WTS heeft ook aanspraak gemaakt op een bedrag van € 40,00 voor de (verdere) bemoeienis van de deurwaarder, zoals het versturen van de aanmaningen naar [gedaagde]. Dit gaat om buitengerechtelijke incassokosten. [5] WTS had moeten stellen welke werkzaamheden de deurwaarder voor haar heeft verricht die verder gaan dan het voorbereiden van de procedure en de instructie van de zaak. [6] Niet gebleken is dat de brieven een andere inhoud dan een eenvoudige aanmaning hebben gehad. De brieven die zijn overgelegd bij dagvaarding zijn eenvoudige gestandaardiseerde aanmaningen. De gevorderde vergoeding voor buitengerechtelijke incassokosten wordt daarom afgewezen.
Wat zijn de gevolgen van het voorgaande voor de vorderingen van WTS?
5.4.
Gelet op het voorgaande moet [gedaagde] het volgende betalen aan WTS:
Benzine
65,71
Rente 18-02-2024 t/m 20-08-2024
2,32
Schadevergoeding
91,00
Buitengerechtelijke kosten
0,00
+
Totaal
159,03
Te vermeerderen met de wettelijke rente over € 65,71 vanaf 21 augustus 2024 tot aan de dag dat [gedaagde] alles heeft betaald.
5.5.
[gedaagde] is in het ongelijk gesteld en moet daarom de proceskosten (inclusief nakosten) betalen. De proceskosten van WTS worden begroot op:
Kosten van de dagvaarding
113,54
Griffierecht
130,00
Salaris gemachtigde
80,00
(2,00 punten × € 40,00)
Nakosten
20,00
(plus de kosten van betekening zoals vermeld in de beslissing)
Totaal
343,54

6.De beslissing

De kantonrechter
6.1.
veroordeelt [gedaagde] om aan WTS te betalen een bedrag van € 159,03, te vermeerderen met de wettelijke rente als bedoeld in artikel 6:119 BW over € 56,71 met ingang van 21 augustus 2024 tot de dag van volledige betaling;
6.2.
veroordeelt [gedaagde] in de proceskosten van € 343,54, te betalen binnen veertien dagen na aanschrijving daartoe, te vermeerderen met de kosten van betekening als [gedaagde] niet tijdig aan de veroordelingen voldoet en het vonnis daarna wordt betekend;
6.3.
verklaart dit vonnis uitvoerbaar bij voorraad;
6.4.
wijst het meer of anders gevorderde af.
Dit vonnis is gewezen door mr.
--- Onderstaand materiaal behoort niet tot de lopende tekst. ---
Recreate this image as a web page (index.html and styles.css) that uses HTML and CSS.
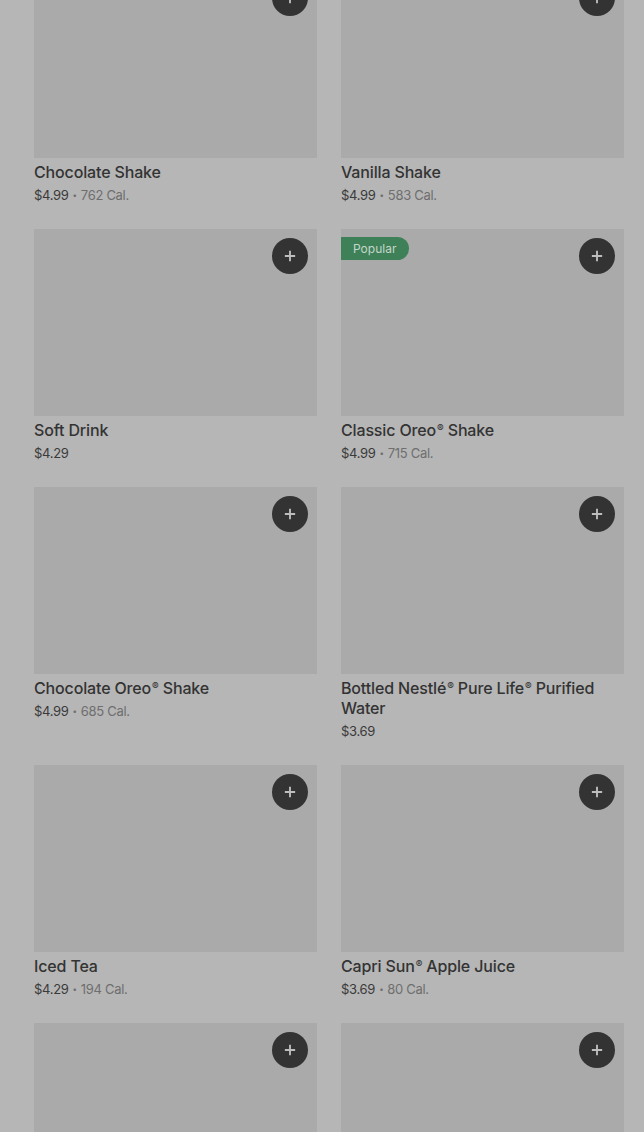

M. Scheeper en in het openbaar uitgesproken op 27 augustus 2024.

Voetnoten

1.Artikel 6:162 van het Burgerlijk Wetboek (BW).
2.Artikel 181 Wegenverkeerswet 1994.
3.Artikel 6:83 sub b BW.
4.Artikel 6:96, lid 2, sub b, BW.
5.Artikel 6:96, lid 2, sub c, BW.
6.Vergelijk HR 12 april 2019, ECLI:NL:HR:2019:590.